Data extracted from a collection:
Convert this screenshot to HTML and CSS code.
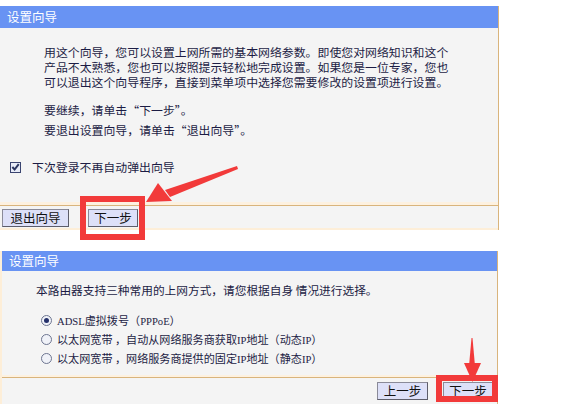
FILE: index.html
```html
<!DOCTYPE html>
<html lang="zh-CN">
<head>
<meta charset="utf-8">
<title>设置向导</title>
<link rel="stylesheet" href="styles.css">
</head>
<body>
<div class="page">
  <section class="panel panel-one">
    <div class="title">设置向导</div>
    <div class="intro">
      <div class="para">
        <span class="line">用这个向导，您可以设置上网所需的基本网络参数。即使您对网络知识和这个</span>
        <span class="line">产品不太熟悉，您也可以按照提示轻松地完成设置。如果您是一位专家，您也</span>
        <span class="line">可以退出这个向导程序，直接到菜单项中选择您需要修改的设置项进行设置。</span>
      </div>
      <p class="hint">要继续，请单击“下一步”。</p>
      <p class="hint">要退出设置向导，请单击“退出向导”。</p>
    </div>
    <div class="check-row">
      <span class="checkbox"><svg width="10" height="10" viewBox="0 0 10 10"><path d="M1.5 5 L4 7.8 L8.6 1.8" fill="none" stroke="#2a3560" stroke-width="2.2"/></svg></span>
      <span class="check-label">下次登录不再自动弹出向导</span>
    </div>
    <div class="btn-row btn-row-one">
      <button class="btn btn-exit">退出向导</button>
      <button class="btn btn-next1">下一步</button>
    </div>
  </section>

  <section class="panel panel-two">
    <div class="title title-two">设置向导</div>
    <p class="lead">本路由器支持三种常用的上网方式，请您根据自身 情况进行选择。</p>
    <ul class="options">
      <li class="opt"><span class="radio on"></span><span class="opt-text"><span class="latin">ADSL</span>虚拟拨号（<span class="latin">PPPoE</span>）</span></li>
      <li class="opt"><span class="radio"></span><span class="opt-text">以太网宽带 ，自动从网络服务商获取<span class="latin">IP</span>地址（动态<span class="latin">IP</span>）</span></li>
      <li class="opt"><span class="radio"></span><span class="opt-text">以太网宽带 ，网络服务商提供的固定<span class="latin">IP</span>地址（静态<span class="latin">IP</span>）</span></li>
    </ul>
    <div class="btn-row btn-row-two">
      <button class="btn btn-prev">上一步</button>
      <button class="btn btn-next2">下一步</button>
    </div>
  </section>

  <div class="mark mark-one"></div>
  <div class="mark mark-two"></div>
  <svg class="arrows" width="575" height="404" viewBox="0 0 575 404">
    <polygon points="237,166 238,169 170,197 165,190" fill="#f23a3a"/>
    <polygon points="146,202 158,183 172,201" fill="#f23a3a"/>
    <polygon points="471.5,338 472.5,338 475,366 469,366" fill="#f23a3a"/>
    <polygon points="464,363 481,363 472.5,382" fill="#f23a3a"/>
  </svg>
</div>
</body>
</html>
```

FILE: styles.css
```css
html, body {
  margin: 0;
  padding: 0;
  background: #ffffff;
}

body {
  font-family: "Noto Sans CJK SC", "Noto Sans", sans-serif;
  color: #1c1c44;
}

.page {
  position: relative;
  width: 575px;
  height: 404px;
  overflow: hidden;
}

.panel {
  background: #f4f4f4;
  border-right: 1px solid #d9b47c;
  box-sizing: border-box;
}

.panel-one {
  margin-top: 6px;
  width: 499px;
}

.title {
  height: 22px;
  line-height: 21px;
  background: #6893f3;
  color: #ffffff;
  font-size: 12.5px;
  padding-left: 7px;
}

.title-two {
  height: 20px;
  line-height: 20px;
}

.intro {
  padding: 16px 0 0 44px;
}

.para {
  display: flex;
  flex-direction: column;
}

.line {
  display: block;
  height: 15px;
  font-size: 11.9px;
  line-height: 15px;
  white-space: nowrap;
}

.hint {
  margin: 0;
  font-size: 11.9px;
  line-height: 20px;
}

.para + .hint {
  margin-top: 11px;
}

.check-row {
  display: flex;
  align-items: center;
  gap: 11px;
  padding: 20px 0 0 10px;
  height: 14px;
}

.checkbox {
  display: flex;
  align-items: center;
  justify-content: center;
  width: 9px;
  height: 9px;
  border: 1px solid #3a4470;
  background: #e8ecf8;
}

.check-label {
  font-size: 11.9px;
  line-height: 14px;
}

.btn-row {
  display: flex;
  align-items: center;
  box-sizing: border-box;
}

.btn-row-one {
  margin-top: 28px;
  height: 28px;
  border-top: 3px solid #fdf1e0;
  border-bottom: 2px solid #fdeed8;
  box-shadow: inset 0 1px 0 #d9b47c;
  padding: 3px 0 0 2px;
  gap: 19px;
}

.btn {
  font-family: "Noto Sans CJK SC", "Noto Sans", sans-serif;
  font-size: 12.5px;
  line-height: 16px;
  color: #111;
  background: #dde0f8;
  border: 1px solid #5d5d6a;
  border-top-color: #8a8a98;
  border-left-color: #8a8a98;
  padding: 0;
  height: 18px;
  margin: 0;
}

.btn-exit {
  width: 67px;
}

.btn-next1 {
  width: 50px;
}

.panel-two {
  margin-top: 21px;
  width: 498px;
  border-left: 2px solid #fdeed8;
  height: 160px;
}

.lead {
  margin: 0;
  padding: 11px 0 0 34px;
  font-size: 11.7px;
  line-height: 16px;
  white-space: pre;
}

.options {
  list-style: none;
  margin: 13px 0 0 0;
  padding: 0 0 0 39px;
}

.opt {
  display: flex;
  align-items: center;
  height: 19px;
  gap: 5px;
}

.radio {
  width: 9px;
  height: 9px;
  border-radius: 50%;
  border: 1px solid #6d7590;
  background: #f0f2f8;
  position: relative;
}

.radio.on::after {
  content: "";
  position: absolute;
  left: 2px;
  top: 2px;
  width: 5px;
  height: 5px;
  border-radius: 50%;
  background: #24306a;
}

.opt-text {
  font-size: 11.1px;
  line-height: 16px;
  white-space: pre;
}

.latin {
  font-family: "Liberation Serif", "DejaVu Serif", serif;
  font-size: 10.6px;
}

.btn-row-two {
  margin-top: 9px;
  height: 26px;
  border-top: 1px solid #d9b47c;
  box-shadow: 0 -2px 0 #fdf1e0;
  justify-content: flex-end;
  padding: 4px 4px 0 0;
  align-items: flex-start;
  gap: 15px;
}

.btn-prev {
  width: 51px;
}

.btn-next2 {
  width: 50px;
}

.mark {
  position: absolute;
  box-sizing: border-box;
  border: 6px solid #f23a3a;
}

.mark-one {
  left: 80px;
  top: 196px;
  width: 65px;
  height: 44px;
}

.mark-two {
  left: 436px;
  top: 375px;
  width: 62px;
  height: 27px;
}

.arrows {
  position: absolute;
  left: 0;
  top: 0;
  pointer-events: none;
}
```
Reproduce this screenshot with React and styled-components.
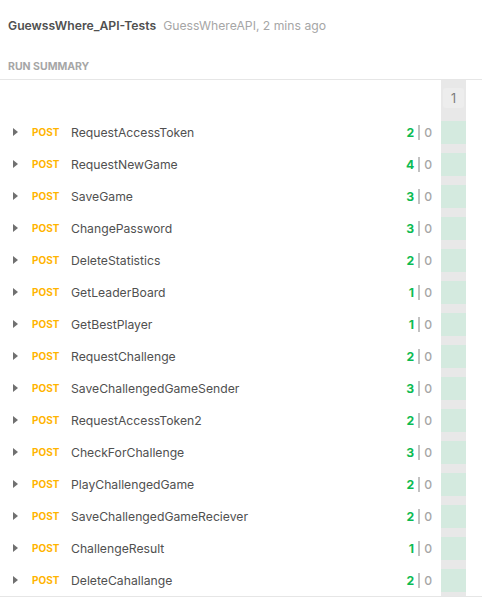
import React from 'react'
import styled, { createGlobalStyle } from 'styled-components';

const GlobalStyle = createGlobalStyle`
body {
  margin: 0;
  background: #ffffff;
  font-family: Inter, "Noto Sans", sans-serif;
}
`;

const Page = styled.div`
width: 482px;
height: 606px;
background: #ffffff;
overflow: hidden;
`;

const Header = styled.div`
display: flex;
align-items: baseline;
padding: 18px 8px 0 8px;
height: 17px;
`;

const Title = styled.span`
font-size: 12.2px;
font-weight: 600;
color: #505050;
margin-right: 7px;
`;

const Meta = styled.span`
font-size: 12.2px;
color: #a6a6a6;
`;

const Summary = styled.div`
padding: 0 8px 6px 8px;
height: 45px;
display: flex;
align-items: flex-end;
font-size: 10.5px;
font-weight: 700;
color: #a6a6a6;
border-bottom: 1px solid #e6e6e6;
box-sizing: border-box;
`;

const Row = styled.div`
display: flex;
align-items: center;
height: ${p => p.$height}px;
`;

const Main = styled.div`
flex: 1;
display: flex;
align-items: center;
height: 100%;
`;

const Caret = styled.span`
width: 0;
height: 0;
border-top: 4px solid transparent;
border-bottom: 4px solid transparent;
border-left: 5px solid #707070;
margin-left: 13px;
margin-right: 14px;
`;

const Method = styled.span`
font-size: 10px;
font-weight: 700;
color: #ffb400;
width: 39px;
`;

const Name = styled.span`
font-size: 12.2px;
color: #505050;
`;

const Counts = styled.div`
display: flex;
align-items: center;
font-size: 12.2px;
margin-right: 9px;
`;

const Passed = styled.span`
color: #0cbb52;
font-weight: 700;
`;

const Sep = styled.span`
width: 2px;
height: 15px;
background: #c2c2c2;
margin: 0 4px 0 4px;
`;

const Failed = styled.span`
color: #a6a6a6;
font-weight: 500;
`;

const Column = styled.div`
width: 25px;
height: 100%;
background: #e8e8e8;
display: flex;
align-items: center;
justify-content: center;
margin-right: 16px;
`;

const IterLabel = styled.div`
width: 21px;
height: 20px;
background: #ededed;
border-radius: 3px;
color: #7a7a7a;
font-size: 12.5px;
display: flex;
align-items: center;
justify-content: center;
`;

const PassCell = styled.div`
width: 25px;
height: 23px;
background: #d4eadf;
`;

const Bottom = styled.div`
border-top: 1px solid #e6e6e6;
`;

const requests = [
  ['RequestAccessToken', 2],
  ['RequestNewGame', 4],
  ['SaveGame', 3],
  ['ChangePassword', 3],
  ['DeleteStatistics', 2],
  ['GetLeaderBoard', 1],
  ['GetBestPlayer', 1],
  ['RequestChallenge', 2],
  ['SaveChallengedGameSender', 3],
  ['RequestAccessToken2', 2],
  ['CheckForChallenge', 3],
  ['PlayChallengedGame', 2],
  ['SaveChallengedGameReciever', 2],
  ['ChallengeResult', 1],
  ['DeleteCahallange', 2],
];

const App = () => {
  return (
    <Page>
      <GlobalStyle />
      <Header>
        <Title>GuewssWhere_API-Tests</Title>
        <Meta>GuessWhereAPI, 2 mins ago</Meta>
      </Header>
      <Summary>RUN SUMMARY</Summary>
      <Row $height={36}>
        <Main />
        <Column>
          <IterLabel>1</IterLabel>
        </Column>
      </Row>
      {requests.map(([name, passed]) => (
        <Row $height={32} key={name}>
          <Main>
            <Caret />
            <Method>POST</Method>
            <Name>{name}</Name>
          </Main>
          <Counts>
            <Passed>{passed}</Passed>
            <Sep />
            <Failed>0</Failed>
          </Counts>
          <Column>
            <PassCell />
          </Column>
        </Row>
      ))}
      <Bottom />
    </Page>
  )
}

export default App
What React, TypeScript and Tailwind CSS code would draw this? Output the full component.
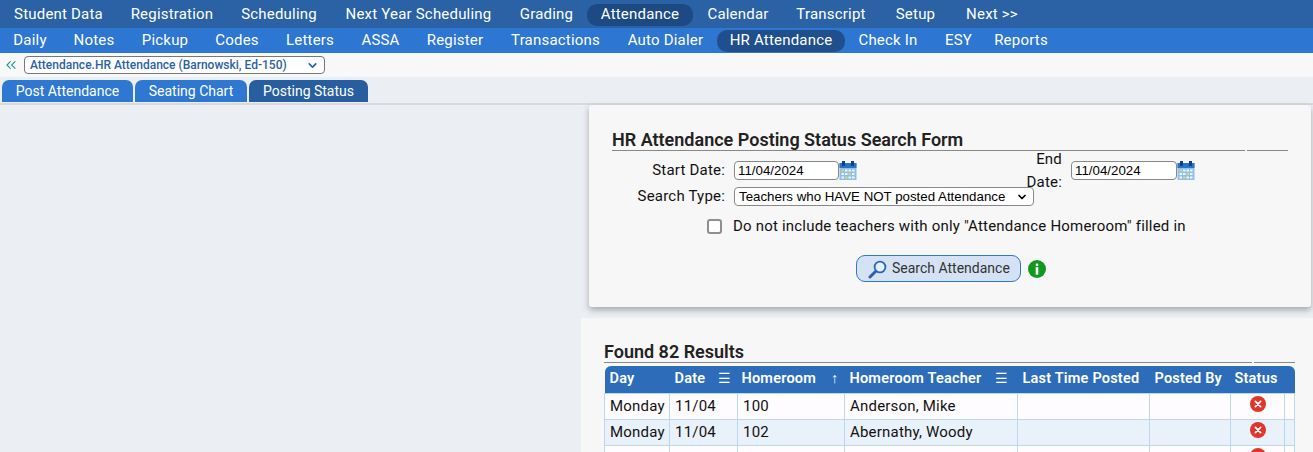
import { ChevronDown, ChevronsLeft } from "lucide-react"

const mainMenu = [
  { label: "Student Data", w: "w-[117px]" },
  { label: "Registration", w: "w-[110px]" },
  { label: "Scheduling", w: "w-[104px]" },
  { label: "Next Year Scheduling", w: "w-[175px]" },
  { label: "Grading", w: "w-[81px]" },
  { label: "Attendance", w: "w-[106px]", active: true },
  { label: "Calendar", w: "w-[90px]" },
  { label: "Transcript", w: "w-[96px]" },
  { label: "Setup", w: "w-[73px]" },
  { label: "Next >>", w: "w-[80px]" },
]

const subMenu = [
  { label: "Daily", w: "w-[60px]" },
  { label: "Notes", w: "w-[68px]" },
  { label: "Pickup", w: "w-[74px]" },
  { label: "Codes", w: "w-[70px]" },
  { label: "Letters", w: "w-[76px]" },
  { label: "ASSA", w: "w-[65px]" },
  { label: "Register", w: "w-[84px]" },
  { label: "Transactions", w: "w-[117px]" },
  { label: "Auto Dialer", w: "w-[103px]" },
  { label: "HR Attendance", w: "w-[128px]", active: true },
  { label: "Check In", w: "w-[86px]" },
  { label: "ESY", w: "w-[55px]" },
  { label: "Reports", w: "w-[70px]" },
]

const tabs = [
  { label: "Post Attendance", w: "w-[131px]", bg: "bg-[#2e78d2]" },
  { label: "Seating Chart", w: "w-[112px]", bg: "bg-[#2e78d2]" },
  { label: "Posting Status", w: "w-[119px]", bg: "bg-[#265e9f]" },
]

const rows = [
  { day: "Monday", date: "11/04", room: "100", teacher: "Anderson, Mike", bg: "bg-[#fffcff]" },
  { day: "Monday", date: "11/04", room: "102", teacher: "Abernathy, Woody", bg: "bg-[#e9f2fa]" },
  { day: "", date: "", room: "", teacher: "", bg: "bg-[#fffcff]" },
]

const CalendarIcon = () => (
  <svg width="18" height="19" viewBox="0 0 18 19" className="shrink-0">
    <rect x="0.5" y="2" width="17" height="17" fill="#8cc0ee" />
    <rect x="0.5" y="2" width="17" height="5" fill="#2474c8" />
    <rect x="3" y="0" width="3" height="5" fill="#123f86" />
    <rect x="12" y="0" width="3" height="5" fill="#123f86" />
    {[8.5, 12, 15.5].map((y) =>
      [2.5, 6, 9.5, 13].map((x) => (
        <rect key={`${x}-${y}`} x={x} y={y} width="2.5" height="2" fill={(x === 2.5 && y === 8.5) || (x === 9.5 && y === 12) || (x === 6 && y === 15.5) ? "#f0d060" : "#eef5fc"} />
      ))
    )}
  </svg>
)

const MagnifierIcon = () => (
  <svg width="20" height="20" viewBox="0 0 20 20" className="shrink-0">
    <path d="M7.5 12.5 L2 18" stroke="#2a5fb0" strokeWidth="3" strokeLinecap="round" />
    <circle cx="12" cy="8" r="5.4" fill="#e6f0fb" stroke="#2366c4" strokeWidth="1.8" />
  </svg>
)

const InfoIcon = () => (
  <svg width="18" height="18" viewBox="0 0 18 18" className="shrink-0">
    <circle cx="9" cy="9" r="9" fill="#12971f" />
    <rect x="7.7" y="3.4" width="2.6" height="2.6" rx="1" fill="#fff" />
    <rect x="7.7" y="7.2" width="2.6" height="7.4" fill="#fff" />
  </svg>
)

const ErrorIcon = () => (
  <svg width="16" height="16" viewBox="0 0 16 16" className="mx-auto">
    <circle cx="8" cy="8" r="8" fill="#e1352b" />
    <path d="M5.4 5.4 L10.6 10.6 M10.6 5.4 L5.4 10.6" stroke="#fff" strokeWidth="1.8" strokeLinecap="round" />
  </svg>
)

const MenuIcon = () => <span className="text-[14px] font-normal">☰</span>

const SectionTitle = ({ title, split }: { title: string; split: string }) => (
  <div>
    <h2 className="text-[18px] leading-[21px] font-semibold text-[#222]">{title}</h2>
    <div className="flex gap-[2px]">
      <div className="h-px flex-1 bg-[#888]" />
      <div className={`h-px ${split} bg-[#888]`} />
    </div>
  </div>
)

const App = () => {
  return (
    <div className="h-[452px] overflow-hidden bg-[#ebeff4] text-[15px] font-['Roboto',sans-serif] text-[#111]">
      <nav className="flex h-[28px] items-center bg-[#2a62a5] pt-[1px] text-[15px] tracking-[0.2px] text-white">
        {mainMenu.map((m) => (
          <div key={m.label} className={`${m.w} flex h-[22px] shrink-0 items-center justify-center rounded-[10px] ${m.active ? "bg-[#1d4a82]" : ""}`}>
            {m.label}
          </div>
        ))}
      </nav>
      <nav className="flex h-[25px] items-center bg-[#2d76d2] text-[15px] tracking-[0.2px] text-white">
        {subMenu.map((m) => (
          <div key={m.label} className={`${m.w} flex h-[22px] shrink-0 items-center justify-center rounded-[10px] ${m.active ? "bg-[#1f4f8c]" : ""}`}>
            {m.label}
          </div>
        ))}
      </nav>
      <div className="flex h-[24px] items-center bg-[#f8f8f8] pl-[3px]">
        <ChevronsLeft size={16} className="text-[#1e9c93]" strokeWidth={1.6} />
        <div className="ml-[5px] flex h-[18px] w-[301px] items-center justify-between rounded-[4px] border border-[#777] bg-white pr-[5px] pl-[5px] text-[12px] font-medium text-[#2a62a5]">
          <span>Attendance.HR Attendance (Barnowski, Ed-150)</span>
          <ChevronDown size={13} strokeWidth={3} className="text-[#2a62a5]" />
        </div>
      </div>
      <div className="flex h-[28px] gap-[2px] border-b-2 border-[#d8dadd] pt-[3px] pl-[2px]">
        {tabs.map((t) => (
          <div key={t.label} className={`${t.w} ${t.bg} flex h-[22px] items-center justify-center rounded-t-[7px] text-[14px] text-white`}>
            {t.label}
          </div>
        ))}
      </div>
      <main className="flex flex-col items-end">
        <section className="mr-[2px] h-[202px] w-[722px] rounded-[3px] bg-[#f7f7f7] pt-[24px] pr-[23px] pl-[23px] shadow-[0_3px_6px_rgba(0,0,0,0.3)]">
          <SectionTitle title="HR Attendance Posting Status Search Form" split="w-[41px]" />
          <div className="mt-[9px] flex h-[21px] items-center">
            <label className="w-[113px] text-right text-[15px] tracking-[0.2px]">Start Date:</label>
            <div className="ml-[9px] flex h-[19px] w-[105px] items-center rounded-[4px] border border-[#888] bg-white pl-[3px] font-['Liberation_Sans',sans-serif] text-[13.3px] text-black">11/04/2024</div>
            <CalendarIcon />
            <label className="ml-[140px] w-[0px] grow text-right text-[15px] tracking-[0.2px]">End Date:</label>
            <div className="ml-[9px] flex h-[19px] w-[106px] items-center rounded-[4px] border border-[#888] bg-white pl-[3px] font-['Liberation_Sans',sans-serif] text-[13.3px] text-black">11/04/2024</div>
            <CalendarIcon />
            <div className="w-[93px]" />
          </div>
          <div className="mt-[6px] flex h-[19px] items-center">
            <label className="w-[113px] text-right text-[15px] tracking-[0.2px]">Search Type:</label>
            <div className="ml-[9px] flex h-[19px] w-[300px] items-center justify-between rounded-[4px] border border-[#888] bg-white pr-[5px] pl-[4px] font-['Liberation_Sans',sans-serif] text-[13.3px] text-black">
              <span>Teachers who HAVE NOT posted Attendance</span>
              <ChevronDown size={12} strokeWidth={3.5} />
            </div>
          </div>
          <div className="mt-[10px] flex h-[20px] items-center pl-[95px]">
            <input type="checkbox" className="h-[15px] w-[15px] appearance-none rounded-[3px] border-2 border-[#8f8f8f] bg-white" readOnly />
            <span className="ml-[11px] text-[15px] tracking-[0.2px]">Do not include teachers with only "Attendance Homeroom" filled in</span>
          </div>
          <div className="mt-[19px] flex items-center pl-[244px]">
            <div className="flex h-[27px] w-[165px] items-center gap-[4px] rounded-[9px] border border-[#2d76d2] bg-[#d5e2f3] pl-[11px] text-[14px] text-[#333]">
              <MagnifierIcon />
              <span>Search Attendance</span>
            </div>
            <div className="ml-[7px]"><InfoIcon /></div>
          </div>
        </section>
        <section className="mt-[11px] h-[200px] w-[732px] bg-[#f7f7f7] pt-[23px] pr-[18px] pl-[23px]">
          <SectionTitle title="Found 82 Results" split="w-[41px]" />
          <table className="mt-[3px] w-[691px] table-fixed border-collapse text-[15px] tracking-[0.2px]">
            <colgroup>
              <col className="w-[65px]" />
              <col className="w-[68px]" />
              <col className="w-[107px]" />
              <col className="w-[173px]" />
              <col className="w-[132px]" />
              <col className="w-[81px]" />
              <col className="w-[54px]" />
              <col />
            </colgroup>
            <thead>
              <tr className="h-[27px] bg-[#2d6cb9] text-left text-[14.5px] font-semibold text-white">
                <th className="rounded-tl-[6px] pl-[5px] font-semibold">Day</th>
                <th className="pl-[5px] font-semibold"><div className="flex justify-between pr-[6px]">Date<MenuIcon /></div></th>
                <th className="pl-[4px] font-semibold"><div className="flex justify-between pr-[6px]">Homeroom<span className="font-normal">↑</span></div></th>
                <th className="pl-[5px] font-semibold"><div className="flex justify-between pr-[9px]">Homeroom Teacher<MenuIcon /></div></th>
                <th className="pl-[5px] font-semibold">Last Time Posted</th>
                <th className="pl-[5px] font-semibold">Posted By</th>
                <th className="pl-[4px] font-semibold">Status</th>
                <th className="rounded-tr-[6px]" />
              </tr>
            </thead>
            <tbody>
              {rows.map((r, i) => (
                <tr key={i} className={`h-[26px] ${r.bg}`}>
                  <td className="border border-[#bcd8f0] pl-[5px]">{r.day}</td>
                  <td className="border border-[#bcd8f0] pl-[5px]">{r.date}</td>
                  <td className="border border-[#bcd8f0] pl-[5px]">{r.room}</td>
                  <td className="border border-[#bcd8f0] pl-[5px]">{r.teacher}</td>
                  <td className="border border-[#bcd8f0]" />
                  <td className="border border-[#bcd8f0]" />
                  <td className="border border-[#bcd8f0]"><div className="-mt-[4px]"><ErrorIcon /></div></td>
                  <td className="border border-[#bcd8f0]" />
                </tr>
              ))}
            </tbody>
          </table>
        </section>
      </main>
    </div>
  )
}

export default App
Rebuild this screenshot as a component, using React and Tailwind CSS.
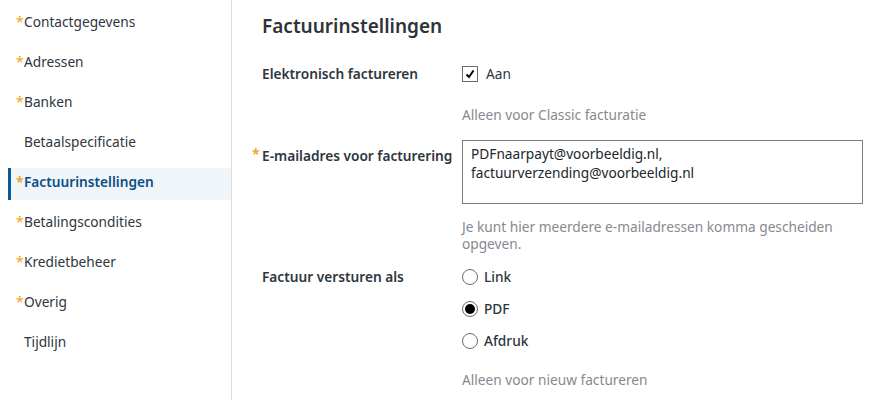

* **Exercise objective**: In the entries above, identify every line with the word "screenshot". Copy those lines.

* **Result below**:
Convert this screenshot to HTML and CSS code.
Reproduce this screenshot with React and styled-components.
Rebuild this screenshot as a component, using React and Tailwind CSS.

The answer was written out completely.